Code that builds pages:
----------------------------------------

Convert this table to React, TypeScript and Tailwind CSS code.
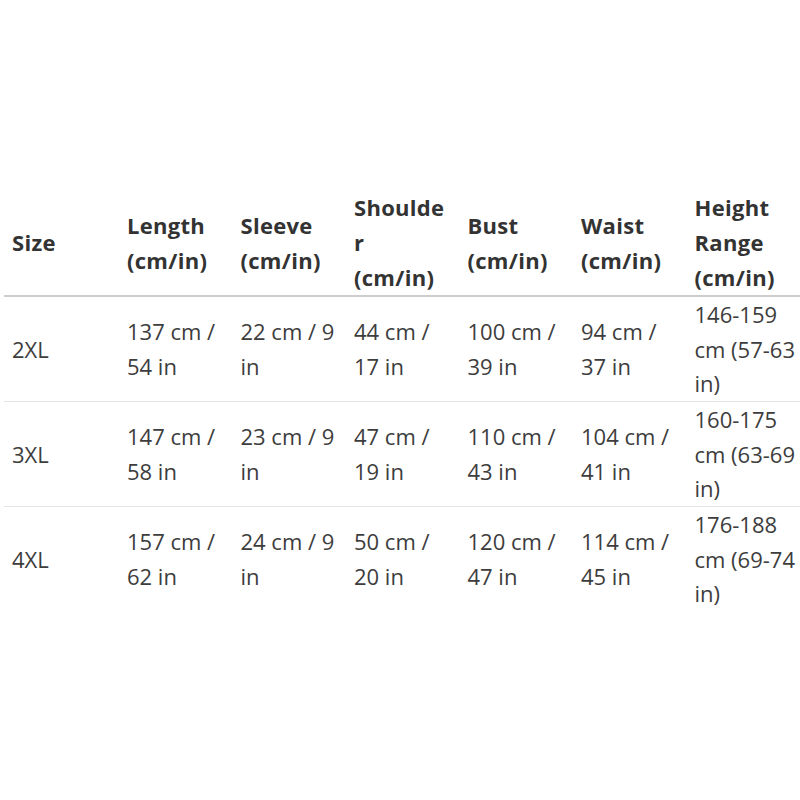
import React from 'react';

type Row = { size: string; cells: string[][] };

const headers: string[][] = [
  ['Size'],
  ['Length', '(cm/in)'],
  ['Sleeve', '(cm/in)'],
  ['Shoulde', 'r', '(cm/in)'],
  ['Bust', '(cm/in)'],
  ['Waist', '(cm/in)'],
  ['Height', 'Range', '(cm/in)'],
];

const rows: Row[] = [
  {
    size: '2XL',
    cells: [
      ['137 cm /', '54 in'],
      ['22 cm / 9', 'in'],
      ['44 cm /', '17 in'],
      ['100 cm /', '39 in'],
      ['94 cm /', '37 in'],
      ['146-159', 'cm (57-63', 'in)'],
    ],
  },
  {
    size: '3XL',
    cells: [
      ['147 cm /', '58 in'],
      ['23 cm / 9', 'in'],
      ['47 cm /', '19 in'],
      ['110 cm /', '43 in'],
      ['104 cm /', '41 in'],
      ['160-175', 'cm (63-69', 'in)'],
    ],
  },
  {
    size: '4XL',
    cells: [
      ['157 cm /', '62 in'],
      ['24 cm / 9', 'in'],
      ['50 cm /', '20 in'],
      ['120 cm /', '47 in'],
      ['114 cm /', '45 in'],
      ['176-188', 'cm (69-74', 'in)'],
    ],
  },
];

const Lines = ({ lines }: { lines: string[] }) => (
  <>
    {lines.map((l, i) => (
      <span key={i} className="block whitespace-nowrap">
        {l}
      </span>
    ))}
  </>
);

export default function App() {
  return (
    <div
      className="w-[800px] h-[800px] overflow-hidden bg-white pt-[190px] pl-[4px]"
      style={{ fontFamily: '"Open Sans", "Noto Sans", sans-serif' }}
    >
      <table className="table-fixed border-collapse w-[796px] text-[22px]">
        <colgroup>
          <col className="w-[115px]" />
          {headers.slice(1).map((_, i) => (
            <col key={i} className="w-[113.5px]" />
          ))}
        </colgroup>
        <thead>
          <tr className="border-b-2 border-[#cdcdcd]">
            {headers.map((h, i) => (
              <th
                key={i}
                className="text-left align-middle font-bold text-[#333] leading-[35px] tracking-[0.3px] pl-[8px] p-0"
              >
                <Lines lines={h} />
              </th>
            ))}
          </tr>
        </thead>
        <tbody>
          {rows.map((r, ri) => (
            <tr key={r.size} className={ri < rows.length - 1 ? 'border-b border-[#e4e4e4]' : ''}>
              <td className="align-middle text-[#3d3d3d] leading-[34.67px] pl-[8px] h-[104px]">{r.size}</td>
              {r.cells.map((c, i) => (
                <td key={i} className="align-middle text-[#3d3d3d] leading-[34.67px] pl-[8px]">
                  <Lines lines={c} />
                </td>
              ))}
            </tr>
          ))}
        </tbody>
      </table>
    </div>
  );
}
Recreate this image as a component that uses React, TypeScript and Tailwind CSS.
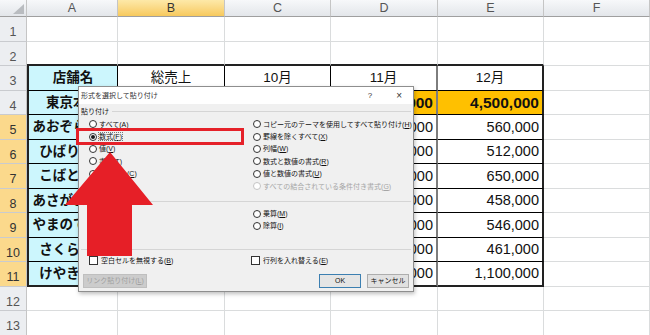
import React from 'react';

const cols = ['A', 'B', 'C', 'D', 'E', 'F'];

// B/C of rows 4-11 sit under the dialog, so they stay empty
const table: Record<number, string[]> = {
  3: ['店舗名', '総売上', '10月', '11月', '12月'],
  4: ['東京本店', '', '', '4,400,000', '4,500,000'],
  5: ['あおぞら支店', '', '', '530,000', '560,000'],
  6: ['ひばり支店', '', '', '490,000', '512,000'],
  7: ['こばと支店', '', '', '610,000', '650,000'],
  8: ['あさがお支店', '', '', '450,000', '458,000'],
  9: ['やまのて支店', '', '', '520,000', '546,000'],
  10: ['さくら支店', '', '', '450,000', '461,000'],
  11: ['けやき支店', '', '', '1,100,000', '1,100,000'],
};

function Mn({ text }: { text: string }) {
  const i = text.lastIndexOf('(');
  if (i < 0) return <>{text}</>;
  return (
    <>
      {text.slice(0, i)}(<span className="underline">{text.slice(i + 1, -1)}</span>)
    </>
  );
}

function Radio({ label, checked, disabled, focus }: { label: string; checked?: boolean; disabled?: boolean; focus?: boolean }) {
  if (!label) return <div className="h-[12.4px]" />;
  return (
    <div className="flex h-[12.4px] items-center">
      <span
        className={`flex h-[8px] w-[8px] shrink-0 items-center justify-center rounded-full border bg-white ${
          disabled ? 'border-[#c4c4c4]' : 'border-[#333]'
        }`}
      >
        {checked && <span className="h-[4px] w-[4px] rounded-full bg-[#1a1a1a]" />}
      </span>
      <span
        className={`ml-[2px] whitespace-nowrap leading-none ${disabled ? 'text-[#a6a6a6]' : 'text-[#111]'} ${
          focus ? 'outline-1 outline-dotted outline-[#777]' : ''
        }`}
      >
        <Mn text={label} />
      </span>
    </div>
  );
}

function Check({ label }: { label: string }) {
  return (
    <div className="flex items-center">
      <span className="h-[9px] w-[9px] shrink-0 border border-[#333] bg-white" />
      <span className="ml-[3px] whitespace-nowrap leading-none text-[#111]">
        <Mn text={label} />
      </span>
    </div>
  );
}

function Dialog() {
  const left = ['すべて(A)', '数式(F)', '値(V)', '書式(T)', 'コメント(C)', '入力規則(N)'];
  const right = [
    'コピー元のテーマを使用してすべて貼り付け(H)',
    '罫線を除くすべて(X)',
    '列幅(W)',
    '数式と数値の書式(R)',
    '値と数値の書式(U)',
    'すべての結合されている条件付き書式(G)',
  ];
  const opsL = ['しない(O)', '加算(D)', '減算(S)'];
  const opsR = ['乗算(M)', '除算(I)', ''];
  return (
    <div className="absolute left-[78px] top-[86px] flex h-[206px] w-[336px] flex-col border border-[#8e8e8e] bg-[#f0f0f0] text-[7px] shadow-[1px_2px_4px_rgba(0,0,0,0.25)] font-['Liberation_Sans','Noto_Sans_CJK_JP',sans-serif]">
      <div className="flex h-[17px] shrink-0 items-center justify-between bg-white pl-[2px] pr-[11px] text-[#333]">
        <span className="leading-none">形式を選択して貼り付け</span>
        <span className="flex items-center text-[8px] leading-none text-[#333]">
          <span>?</span>
          <span className="ml-[24px] text-[10px]">×</span>
        </span>
      </div>
      <div className="flex flex-1 flex-col px-[2px] pt-[1px]">
        <div className="flex h-[13px] items-center">
          <span className="leading-none text-[#111]">貼り付け</span>
          <span className="ml-[3px] h-px flex-1 bg-[#d5d5d5]" />
        </div>
        <div className="grid grid-cols-[164px_1fr] pl-[8px]">
          <div className="flex flex-col">
            {left.map((l, i) => (
              <Radio key={l} label={l} checked={i === 1} focus={i === 1} />
            ))}
          </div>
          <div className="flex flex-col">
            {right.map((l, i) => (
              <Radio key={l} label={l} disabled={i === 5} />
            ))}
          </div>
        </div>
        <div className="mt-[3px] flex h-[12px] items-center">
          <span className="leading-none text-[#111]">演算</span>
          <span className="ml-[3px] h-px flex-1 bg-[#d5d5d5]" />
        </div>
        <div className="grid grid-cols-[164px_1fr] pl-[8px]">
          <div className="flex flex-col">
            {opsL.map((l) => (
              <Radio key={l} label={l} checked={l === 'しない(O)'} />
            ))}
          </div>
          <div className="flex flex-col">
            {opsR.map((l, i) => (
              <Radio key={i} label={l} />
            ))}
          </div>
        </div>
        <div className="mt-[4px] h-px bg-[#d5d5d5]" />
        <div className="mt-[5px] grid h-[11px] grid-cols-[162px_1fr] items-center pl-[8px]">
          <Check label="空白セルを無視する(B)" />
          <Check label="行列を入れ替える(E)" />
        </div>
        <div className="mt-[8px] flex items-center pl-[2px] pr-[2px]">
          <div className="flex h-[14px] w-[64px] items-center justify-center border border-[#bfbfbf] bg-[#cccccc] leading-none text-[#a0a0a0]">
            <Mn text="リンク貼り付け(L)" />
          </div>
          <div className="ml-auto flex h-[14px] w-[42px] items-center justify-center border border-[#3c7fb1] bg-[#e5e5e5] leading-none text-[#111]">
            OK
          </div>
          <div className="ml-[6px] flex h-[14px] w-[42px] items-center justify-center border border-[#adadad] bg-[#e1e1e1] leading-none text-[#111]">
            キャンセル
          </div>
        </div>
      </div>
    </div>
  );
}

function cellClass(r: number, c: number) {
  const inTable = r >= 3 && r <= 11 && c >= 1 && c <= 5;
  let right = 'border-r border-r-[#dadcdd]';
  let bottom = 'border-b border-b-[#dadcdd]';
  let bg = 'bg-white';
  if (inTable) {
    right = c === 5 ? 'border-r-2 border-r-[#222]' : c === 4 ? 'border-r-2 border-r-[#7d7d7d]' : 'border-r border-r-black';
    bottom = r === 11 ? 'border-b-2 border-b-[#222]' : 'border-b border-b-black';
    if (c === 1) bg = 'bg-[#ccf6fd]';
    else if (r === 4) bg = 'bg-[#ffc000]';
  }
  if (r === 2 && c >= 1 && c <= 5) bottom = 'border-b-2 border-b-[#222]';
  const left = inTable && c === 1 ? 'border-l-2 border-l-[#222]' : '';
  return `${right} ${bottom} ${left} ${bg}`;
}

export default function App() {
  const cells: React.ReactNode[] = [];
  cells.push(
    <div
      key="corner"
      className="flex items-end justify-end border-r border-b border-r-[#c5c5c5] border-b-[#9f9f9f] bg-gradient-to-b from-[#f7f8fa] to-[#e3e6ea] pb-[2px] pr-[2px]"
    >
      <svg width="11" height="10" viewBox="0 0 11 10">
        <polygon points="11,0 11,10 0,10" fill="#b9bcc0" />
      </svg>
    </div>
  );
  cols.forEach((l) =>
    cells.push(
      <div
        key={l}
        className={`flex items-center justify-center border-r border-b border-r-[#c5c5c5] border-b-[#9f9f9f] text-[12.5px] leading-none ${
          l === 'B'
            ? 'bg-gradient-to-b from-[#fde9a8] to-[#f7c95c] text-[#333]'
            : 'bg-gradient-to-b from-[#f7f8fa] to-[#e3e6ea] text-[#555]'
        }`}
      >
        {l}
      </div>
    )
  );
  for (let r = 1; r <= 13; r++) {
    const hl = r >= 5 && r <= 11;
    cells.push(
      <div
        key={`h${r}`}
        className={`flex items-end justify-center border-r border-b border-r-[#c5c5c5] border-b-[#c9cbcf] pb-[2px] text-[12.5px] leading-none ${
          hl ? 'bg-[#fbd98c] text-[#333]' : 'bg-[#eceef1] text-[#555]'
        }`}
      >
        {r}
      </div>
    );
    for (let c = 1; c <= 6; c++) {
      const v = table[r]?.[c - 1] ?? '';
      const header = r === 3;
      const name = c === 1;
      const align = header || name ? 'justify-center' : 'justify-end pr-[3px]';
      const weight = name || r === 4 ? 'font-bold' : 'font-normal';
      const size = name || header ? 'text-[13.5px]' : r === 4 ? 'text-[15.5px]' : 'text-[14.5px]';
      cells.push(
        <div
          key={`${r}-${c}`}
          className={`flex items-center overflow-hidden whitespace-nowrap leading-none text-[#111] ${align} ${weight} ${size} ${cellClass(r, c)}`}
        >
          {v}
        </div>
      );
    }
  }

  return (
    <div className="relative h-[335px] w-[650px] overflow-hidden bg-white font-['Liberation_Sans','Noto_Sans_CJK_JP',sans-serif]">
      <div className="grid grid-cols-[27px_91px_107px_106px_107px_106px_106px] grid-rows-[17px_repeat(13,24.5px)]">
        {cells}
      </div>
      <Dialog />
      <div className="absolute left-[76px] top-[128px] h-[17px] w-[168px] border-[3px] border-[#e52129]" />
      <svg className="absolute left-[65px] top-[152px]" width="88" height="104" viewBox="0 0 88 104">
        <polygon points="45,0 88,53 67,53 67,104 22,104 22,53 0,53" fill="#e61f27" />
      </svg>
    </div>
  );
}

----------------------------------------

SET TASK: Pull out only the lines from the one with "Recreate this image" up to and including the one with "const cols = ['A', 'B', 'C', 'D', 'E', 'F'];", and drop any pictures along the way.

EXERCISE OUTPUT:
Recreate this image as a component that uses React, TypeScript and Tailwind CSS.
import React from 'react';

const cols = ['A', 'B', 'C', 'D', 'E', 'F'];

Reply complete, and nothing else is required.